Vision Language Models are really good at basic video tasks, but they fall apart when you ask them questions that require understanding physics – things like predicting where an object will go after being thrown, or understanding why something falls. This is a big problem because it means they can't fully grasp real-world videos or even videos generated by artificial intelligence, and they can't create physically realistic videos themselves.
What's the solution?
The researchers developed a new method called MASS, which stands for Model-Agnostic Spatial-Temporal Signals. Essentially, they figured out how to give the Vision Language Model extra information about the 3D space and how objects are moving within it. They do this by encoding depth information and tracking objects' motions, then feeding this information into the model's language processing part. They also used a technique called reinforcement learning to help the model better connect the visual information with the text.
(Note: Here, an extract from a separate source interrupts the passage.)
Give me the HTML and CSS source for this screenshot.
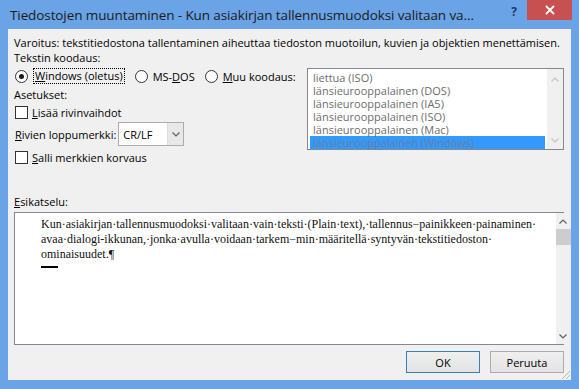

To test this, they also created a large dataset called MASS-Bench, filled with videos and questions specifically designed to test physics understanding.
Why it matters?
This work is important because it significantly improves the ability of AI to understand and interact with the physical world as depicted in videos. By closing the gap in physics reasoning, these models become more reliable for applications like analyzing real-world events, understanding AI-generated content, and even creating realistic simulations or videos. The results show their method performs almost as well as the very best, but closed-source, AI models like Gemini.
Abstract
Vision Language Models (VLMs) perform well on standard video tasks but struggle with physics-driven reasoning involving motion dynamics and spatial interactions. This limitation reduces their ability to interpret real or AI-generated content (AIGC) videos and to generate physically consistent content. We present an approach that addresses this gap by translating physical-world context cues into interpretable representations aligned with VLMs' perception, comprehension, and reasoning. We introduce MASS-Bench, a comprehensive benchmark consisting of 4,350 real-world and AIGC videos and 8,361 free-form video question-answering pairs focused on physics-related comprehension tasks, with detailed annotations including visual detections, sub-segment grounding, and full-sequence 3D motion tracking of entities. We further present MASS, a model-agnostic method that injects spatial-temporal signals into the VLM language space via depth-based 3D encoding and visual grounding, coupled with a motion tracker for object dynamics. To strengthen cross-modal alignment and reasoning, we apply reinforcement fine-tuning. Experiments and ablations show that our refined VLMs outperform comparable and larger baselines, as well as prior state-of-the-art models, by 8.7% and 6.0%, achieving performance comparable to close-source SoTA VLMs such as Gemini-2.5-Flash on physics reasoning and comprehension. These results validate the effectiveness of our approach.